■ Task goal ■
From the listing below, work out how many lines contain "React". Reply with that number only.

^^^^^^^^^^^^^^^^

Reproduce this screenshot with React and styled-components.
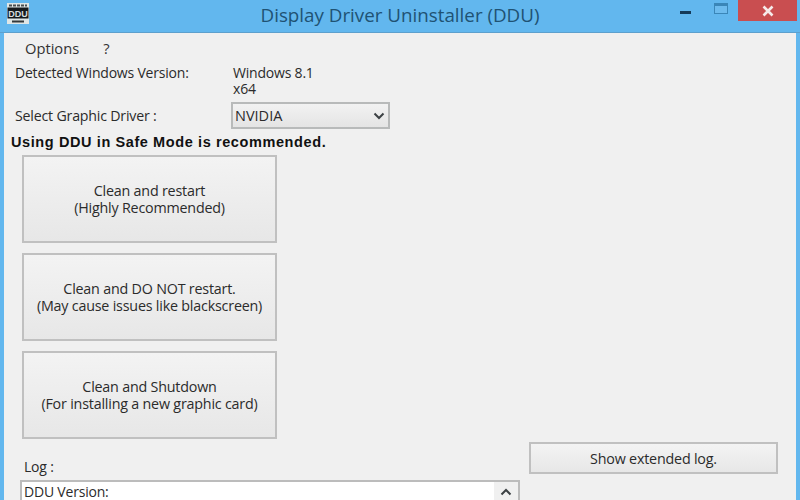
import React from "react";
import styled, { createGlobalStyle } from "styled-components";

const GlobalStyle = createGlobalStyle`
  html, body {
    margin: 0;
    padding: 0;
    width: 800px;
    height: 500px;
    overflow: hidden;
    background: #62b7ee;
  }
  * {
    box-sizing: border-box;
  }
`;

const App = () => {
  return (
    <Win>
      <GlobalStyle />
      <TitleBar>
        <AppIcon viewBox="0 0 22 21">
          <rect x="0" y="0" width="22" height="21" fill="#dfe6e6" />
          <path d="M2 2.5h18" stroke="#4a4e50" strokeWidth="2" strokeDasharray="3 1" />
          <rect x="0.5" y="4.5" width="21" height="11" fill="#15191c" />
          <text x="11" y="13.5" textAnchor="middle" fontFamily="Liberation Sans" fontWeight="700" fontSize="9" fill="#d5dcde">
            DDU
          </text>
          <rect x="5" y="17.5" width="12" height="2" fill="#33383a" />
        </AppIcon>
        <Title>Display Driver Uninstaller (DDU)</Title>
        <Controls>
          <MinButton />
          <MaxButton />
          <CloseButton>
            <svg width="12" height="12" viewBox="0 0 12 12">
              <path d="M1.5 1.5l9 9M10.5 1.5l-9 9" stroke="#f6eaea" strokeWidth="2.6" />
            </svg>
          </CloseButton>
        </Controls>
      </TitleBar>
      <Body>
        <Menu>
          <MenuItem>Options</MenuItem>
          <MenuItem>?</MenuItem>
        </Menu>
        <InfoRow>
          <InfoLabel>Detected Windows Version:</InfoLabel>
          <InfoValue>
            Windows 8.1
            <br />
            x64
          </InfoValue>
        </InfoRow>
        <SelectRow>
          <SelectLabel>Select Graphic Driver :</SelectLabel>
          <Combo>
            <span>NVIDIA</span>
            <svg width="12" height="8" viewBox="0 0 12 8">
              <path d="M1.5 1.5L6 6l4.5-4.5" fill="none" stroke="#3c4144" strokeWidth="2" />
            </svg>
          </Combo>
        </SelectRow>
        <Warning>Using DDU in Safe Mode is recommended.</Warning>
        <Actions>
          <ActionButton>
            Clean and restart
            <br />
            (Highly Recommended)
          </ActionButton>
          <ActionButton>
            Clean and DO NOT restart.
            <br />
            (May cause issues like blackscreen)
          </ActionButton>
          <ActionButton>
            Clean and Shutdown
            <br />
            (For installing a new graphic card)
          </ActionButton>
        </Actions>
        <Bottom>
          <LogColumn>
            <LogLabel>Log :</LogLabel>
            <LogBox>
              <LogText>DDU Version:</LogText>
              <ScrollBar>
                <svg width="12" height="8" viewBox="0 0 12 8">
                  <path d="M1.5 6.5L6 2l4.5 4.5" fill="none" stroke="#3c4144" strokeWidth="2" />
                </svg>
              </ScrollBar>
            </LogBox>
          </LogColumn>
          <LogButton>Show extended log.</LogButton>
        </Bottom>
      </Body>
    </Win>
  );
};
export default App;

const Win = styled.div`
  width: 800px;
  height: 500px;
  display: flex;
  flex-direction: column;
  overflow: hidden;
  background: #62b7ee;
  font-family: "Open Sans", "Liberation Sans", sans-serif;
  color: #2b2b2b;
`;
const TitleBar = styled.div`
  height: 33px;
  flex-shrink: 0;
  display: flex;
  align-items: flex-start;
  position: relative;
  padding-left: 7px;
  border-bottom: 1px solid #5da0cd;
`;
const AppIcon = styled.svg`
  width: 22px;
  height: 21px;
  margin-top: 3px;
`;
const Title = styled.div`
  position: absolute;
  left: 0;
  right: 0;
  top: 2px;
  text-align: center;
  font-size: 18.8px;
  line-height: 26px;
  color: #1f5273;
`;
const Controls = styled.div`
  margin-left: auto;
  display: flex;
  align-items: flex-start;
  margin-right: 3px;
`;
const MinButton = styled.div`
  width: 11px;
  height: 3px;
  background: #143a58;
  margin-top: 11px;
  margin-right: 23px;
`;
const MaxButton = styled.div`
  width: 14px;
  height: 11px;
  margin-top: 3px;
  margin-right: 10px;
  border: 1.5px solid #3a86b8;
  border-top-width: 3px;
  background: #6dbbee;
`;
const CloseButton = styled.div`
  width: 59px;
  height: 21px;
  background: #c94e50;
  display: flex;
  align-items: center;
  justify-content: center;
`;
const Body = styled.div`
  flex: 1;
  min-height: 0;
  margin: 0 4px;
  background: #f0f0f0;
  display: flex;
  flex-direction: column;
  font-size: 14px;
  letter-spacing: -0.2px;
  & > * {
    flex-shrink: 0;
  }
`;
const Menu = styled.div`
  display: flex;
  gap: 24px;
  padding: 4px 0 0 21px;
  height: 32px;
  font-size: 14.7px;
  line-height: 22px;
  letter-spacing: 0;
`;
const MenuItem = styled.div`
  color: #333;
`;
const InfoRow = styled.div`
  display: flex;
  padding-left: 11px;
  height: 37px;
  line-height: 16px;
`;
const InfoLabel = styled.div`
  width: 218px;
`;
const InfoValue = styled.div``;
const SelectRow = styled.div`
  display: flex;
  align-items: center;
  padding-left: 11px;
  height: 27px;
`;
const SelectLabel = styled.div`
  width: 216px;
  font-size: 14.2px;
`;
const Combo = styled.div`
  width: 159px;
  height: 27px;
  border: 2px solid #b8baba;
  background: linear-gradient(#f2f2f2, #e4e4e4);
  display: flex;
  align-items: center;
  justify-content: space-between;
  padding: 0 2px;
  font-size: 14.5px;
  letter-spacing: 0;
  & svg {
    margin-right: 1px;
  }
`;
const Warning = styled.div`
  padding: 5px 0 0 7px;
  height: 26px;
  font-family: "Liberation Sans", sans-serif;
  font-size: 14.5px;
  line-height: 16px;
  font-weight: 700;
  letter-spacing: 0.6px;
  color: #111;
`;
const Actions = styled.div`
  display: flex;
  flex-direction: column;
  gap: 10px;
  padding-left: 18px;
`;
const ActionButton = styled.div`
  width: 255px;
  height: 88px;
  border: 2px solid #c0c0c0;
  background: linear-gradient(#f3f3f3, #e7e7e7);
  display: flex;
  align-items: center;
  justify-content: center;
  text-align: center;
  font-size: 14.3px;
  line-height: 17.5px;
`;
const Bottom = styled.div`
  display: flex;
  margin-top: 3px;
  padding-left: 16px;
  gap: 9px;
`;
const LogColumn = styled.div`
  width: 500px;
`;
const LogLabel = styled.div`
  height: 38px;
  padding: 16px 0 0 4px;
  line-height: 18px;
`;
const LogBox = styled.div`
  height: 40px;
  border: 2px solid #bcbcbc;
  background: #fff;
  display: flex;
  justify-content: space-between;
`;
const LogText = styled.div`
  padding: 1px 0 0 2px;
  line-height: 18px;
`;
const ScrollBar = styled.div`
  width: 24px;
  background: #f0f0f0;
  display: flex;
  justify-content: center;
  padding-top: 6px;
`;
const LogButton = styled.div`
  width: 249px;
  height: 32px;
  border: 2px solid #c0c0c0;
  background: linear-gradient(#f3f3f3, #e7e7e7);
  display: flex;
  align-items: center;
  justify-content: center;
  font-size: 14.3px;
`;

^^^^^^^^^^^^^^^^

■ Worked answer ■
2